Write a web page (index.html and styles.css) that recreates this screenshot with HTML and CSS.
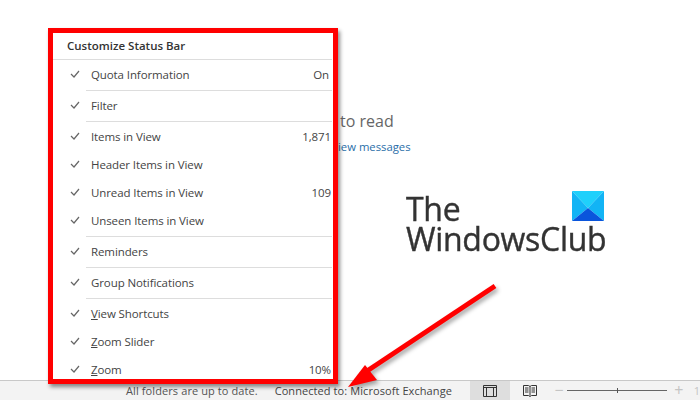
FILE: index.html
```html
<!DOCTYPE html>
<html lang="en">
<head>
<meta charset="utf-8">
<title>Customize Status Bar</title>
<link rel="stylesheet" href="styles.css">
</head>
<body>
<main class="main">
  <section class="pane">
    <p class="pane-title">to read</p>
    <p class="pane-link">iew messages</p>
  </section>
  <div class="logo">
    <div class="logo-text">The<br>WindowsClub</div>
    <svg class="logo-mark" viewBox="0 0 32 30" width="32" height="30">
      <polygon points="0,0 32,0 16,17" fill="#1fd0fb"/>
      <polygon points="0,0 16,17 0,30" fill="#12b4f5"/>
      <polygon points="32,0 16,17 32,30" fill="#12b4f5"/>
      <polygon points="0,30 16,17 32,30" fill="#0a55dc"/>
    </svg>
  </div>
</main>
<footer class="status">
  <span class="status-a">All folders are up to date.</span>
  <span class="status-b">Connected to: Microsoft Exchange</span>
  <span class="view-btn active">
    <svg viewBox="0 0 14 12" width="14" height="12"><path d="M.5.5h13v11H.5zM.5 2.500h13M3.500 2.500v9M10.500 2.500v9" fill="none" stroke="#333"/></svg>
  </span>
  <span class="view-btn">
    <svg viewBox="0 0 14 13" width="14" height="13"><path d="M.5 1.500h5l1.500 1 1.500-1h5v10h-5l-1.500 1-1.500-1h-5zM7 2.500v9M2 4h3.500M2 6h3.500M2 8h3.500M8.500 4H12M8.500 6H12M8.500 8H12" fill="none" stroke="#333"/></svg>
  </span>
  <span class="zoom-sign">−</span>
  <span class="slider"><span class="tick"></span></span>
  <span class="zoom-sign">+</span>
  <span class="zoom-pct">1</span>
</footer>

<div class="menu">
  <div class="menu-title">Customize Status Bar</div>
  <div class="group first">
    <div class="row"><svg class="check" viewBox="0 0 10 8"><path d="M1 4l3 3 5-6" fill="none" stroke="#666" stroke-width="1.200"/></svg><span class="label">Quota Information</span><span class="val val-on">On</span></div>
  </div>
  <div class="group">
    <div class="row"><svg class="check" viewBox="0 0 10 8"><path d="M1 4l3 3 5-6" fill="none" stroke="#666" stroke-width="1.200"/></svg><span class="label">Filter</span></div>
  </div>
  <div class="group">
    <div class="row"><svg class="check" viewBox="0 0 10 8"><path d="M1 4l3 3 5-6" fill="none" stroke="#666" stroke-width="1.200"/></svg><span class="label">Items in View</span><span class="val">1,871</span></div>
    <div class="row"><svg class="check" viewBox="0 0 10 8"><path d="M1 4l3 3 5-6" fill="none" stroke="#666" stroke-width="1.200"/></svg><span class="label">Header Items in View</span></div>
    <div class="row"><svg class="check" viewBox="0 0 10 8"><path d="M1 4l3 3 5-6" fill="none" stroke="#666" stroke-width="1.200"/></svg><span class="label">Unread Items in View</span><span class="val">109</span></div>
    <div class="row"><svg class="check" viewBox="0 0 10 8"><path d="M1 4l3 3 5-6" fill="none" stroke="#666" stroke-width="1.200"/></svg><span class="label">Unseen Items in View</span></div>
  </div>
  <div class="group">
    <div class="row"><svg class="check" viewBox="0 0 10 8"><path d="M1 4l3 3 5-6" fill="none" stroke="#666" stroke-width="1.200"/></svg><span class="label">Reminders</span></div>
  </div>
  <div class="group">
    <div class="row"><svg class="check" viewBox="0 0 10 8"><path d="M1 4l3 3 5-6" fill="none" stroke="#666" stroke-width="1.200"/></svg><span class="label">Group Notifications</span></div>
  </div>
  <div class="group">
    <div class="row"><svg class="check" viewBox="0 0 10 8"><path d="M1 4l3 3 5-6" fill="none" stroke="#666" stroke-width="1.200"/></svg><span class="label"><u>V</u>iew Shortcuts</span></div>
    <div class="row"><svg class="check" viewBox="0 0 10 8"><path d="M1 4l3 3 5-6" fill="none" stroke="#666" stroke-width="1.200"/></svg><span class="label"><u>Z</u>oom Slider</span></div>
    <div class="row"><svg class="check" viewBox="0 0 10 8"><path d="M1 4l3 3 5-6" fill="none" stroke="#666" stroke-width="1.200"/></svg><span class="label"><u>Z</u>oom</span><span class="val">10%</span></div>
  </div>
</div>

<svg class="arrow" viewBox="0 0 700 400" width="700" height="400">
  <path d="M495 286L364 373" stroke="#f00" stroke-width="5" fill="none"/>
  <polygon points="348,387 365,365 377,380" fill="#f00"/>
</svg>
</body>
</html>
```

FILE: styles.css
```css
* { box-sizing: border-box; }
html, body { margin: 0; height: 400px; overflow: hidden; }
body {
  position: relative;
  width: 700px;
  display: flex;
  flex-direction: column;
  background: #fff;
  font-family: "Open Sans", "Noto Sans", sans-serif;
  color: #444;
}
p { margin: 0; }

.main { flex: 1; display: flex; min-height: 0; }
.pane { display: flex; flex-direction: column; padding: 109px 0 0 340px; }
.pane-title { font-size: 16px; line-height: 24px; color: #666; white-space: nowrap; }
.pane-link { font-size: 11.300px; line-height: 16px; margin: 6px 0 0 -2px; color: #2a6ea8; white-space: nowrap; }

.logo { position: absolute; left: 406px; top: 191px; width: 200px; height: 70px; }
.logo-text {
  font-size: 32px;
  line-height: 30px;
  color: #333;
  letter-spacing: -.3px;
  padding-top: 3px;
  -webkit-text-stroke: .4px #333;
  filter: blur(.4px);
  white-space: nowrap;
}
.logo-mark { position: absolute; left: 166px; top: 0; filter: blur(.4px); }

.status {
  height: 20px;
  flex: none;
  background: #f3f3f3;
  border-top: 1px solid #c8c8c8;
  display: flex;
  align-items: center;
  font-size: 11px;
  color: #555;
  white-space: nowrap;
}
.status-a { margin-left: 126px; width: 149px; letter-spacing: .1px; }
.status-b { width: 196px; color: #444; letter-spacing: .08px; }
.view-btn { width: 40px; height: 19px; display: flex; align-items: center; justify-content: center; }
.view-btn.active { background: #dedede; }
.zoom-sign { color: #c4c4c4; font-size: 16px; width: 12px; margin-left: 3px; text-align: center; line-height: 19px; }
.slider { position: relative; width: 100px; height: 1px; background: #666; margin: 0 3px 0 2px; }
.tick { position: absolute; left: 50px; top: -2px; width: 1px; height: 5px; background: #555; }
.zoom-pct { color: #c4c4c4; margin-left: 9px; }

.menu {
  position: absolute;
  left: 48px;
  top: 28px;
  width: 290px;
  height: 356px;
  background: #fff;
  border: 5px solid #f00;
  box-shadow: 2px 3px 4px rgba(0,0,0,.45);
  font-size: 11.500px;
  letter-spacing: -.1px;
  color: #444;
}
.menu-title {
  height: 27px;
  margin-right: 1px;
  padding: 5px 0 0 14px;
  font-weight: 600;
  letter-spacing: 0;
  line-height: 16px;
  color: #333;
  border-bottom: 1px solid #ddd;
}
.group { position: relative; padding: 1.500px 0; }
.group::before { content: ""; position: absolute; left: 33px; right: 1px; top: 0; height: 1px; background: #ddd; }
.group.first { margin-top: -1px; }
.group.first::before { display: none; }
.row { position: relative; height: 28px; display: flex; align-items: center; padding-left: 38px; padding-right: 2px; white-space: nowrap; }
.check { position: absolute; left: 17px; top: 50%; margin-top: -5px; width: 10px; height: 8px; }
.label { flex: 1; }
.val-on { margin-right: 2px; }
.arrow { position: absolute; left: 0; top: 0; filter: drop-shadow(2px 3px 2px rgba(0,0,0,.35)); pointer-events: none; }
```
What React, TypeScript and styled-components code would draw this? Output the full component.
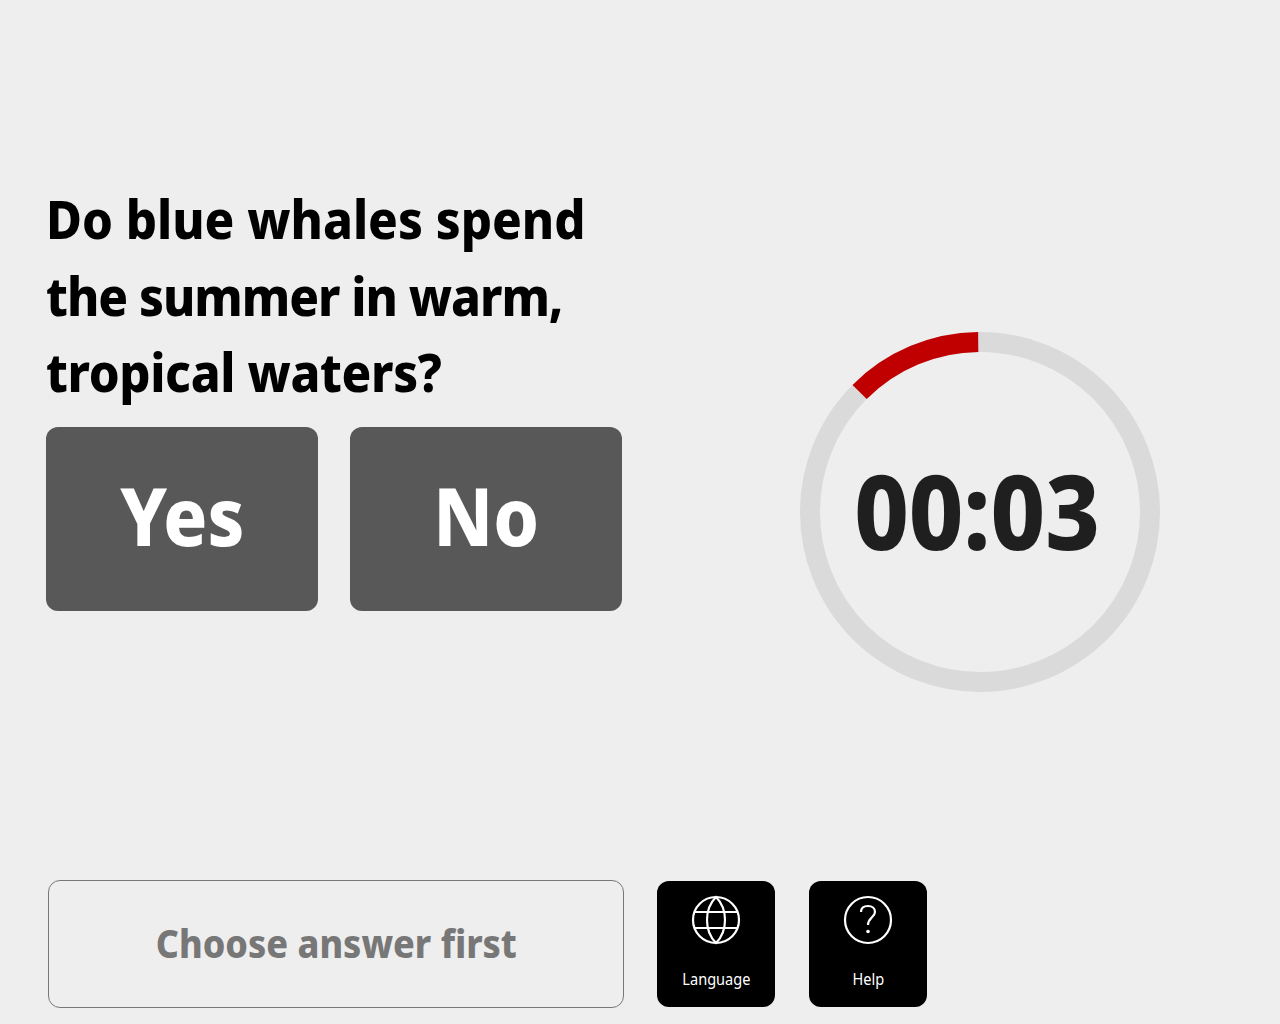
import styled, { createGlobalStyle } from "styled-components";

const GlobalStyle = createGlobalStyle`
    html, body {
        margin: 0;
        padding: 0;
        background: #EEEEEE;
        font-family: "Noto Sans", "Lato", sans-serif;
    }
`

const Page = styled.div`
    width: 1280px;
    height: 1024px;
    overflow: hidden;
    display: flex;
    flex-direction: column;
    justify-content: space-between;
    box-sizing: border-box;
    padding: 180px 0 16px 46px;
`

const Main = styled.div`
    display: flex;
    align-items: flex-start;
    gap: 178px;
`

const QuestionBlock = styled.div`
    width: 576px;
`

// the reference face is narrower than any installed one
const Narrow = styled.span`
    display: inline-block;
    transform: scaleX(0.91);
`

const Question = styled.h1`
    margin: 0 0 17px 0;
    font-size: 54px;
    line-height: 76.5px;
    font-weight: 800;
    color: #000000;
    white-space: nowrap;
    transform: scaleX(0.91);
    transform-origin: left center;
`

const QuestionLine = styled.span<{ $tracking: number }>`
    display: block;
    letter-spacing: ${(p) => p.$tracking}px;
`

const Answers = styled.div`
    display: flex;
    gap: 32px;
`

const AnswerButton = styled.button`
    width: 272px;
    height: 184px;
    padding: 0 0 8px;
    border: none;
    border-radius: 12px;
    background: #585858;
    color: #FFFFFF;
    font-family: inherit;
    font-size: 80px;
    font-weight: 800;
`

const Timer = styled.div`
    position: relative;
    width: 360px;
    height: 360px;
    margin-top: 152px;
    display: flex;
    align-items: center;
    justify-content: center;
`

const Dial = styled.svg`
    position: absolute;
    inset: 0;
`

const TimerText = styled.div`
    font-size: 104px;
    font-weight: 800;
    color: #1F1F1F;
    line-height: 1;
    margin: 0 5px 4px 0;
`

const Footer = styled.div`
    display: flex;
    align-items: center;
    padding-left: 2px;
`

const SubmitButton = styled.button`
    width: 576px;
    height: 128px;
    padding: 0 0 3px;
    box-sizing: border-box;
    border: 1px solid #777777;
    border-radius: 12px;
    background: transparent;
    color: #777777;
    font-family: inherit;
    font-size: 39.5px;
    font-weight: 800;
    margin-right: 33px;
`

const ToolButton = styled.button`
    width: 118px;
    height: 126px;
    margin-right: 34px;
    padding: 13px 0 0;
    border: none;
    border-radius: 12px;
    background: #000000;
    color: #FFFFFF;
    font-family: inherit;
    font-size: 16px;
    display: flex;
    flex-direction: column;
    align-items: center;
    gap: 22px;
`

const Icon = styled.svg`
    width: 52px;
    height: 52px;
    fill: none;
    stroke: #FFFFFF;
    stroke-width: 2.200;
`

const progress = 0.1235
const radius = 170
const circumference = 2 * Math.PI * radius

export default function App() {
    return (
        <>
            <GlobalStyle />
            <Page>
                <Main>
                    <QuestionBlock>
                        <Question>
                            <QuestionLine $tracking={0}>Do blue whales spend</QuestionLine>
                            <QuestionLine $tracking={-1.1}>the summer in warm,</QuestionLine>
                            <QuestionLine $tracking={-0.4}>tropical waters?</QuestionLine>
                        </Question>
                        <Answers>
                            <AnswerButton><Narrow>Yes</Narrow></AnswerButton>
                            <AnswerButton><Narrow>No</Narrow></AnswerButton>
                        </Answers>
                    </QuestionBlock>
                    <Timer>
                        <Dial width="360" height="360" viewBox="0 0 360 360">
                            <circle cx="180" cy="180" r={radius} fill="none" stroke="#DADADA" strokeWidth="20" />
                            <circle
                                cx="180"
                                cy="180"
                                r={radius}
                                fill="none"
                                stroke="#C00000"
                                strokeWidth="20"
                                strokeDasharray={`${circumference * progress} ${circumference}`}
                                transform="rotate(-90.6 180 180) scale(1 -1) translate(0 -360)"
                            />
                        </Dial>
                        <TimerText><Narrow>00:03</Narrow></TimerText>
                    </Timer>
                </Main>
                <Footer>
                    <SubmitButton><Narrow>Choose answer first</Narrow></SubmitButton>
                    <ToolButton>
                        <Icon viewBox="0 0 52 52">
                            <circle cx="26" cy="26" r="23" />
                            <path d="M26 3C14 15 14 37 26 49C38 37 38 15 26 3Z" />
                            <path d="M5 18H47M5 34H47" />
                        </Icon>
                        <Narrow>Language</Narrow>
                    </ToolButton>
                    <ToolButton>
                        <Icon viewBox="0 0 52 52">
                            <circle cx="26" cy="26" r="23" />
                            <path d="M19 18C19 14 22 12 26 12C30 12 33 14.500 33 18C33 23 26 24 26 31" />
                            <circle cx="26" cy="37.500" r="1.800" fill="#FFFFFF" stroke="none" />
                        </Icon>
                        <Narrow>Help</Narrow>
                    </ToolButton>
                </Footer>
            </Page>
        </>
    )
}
◇ ◇ ◇ ◇ ◇ ◇ ◇
Report the number of lines of the listing above that hold the string "index", with no other text.

* **EXERCISE ANSWER**
2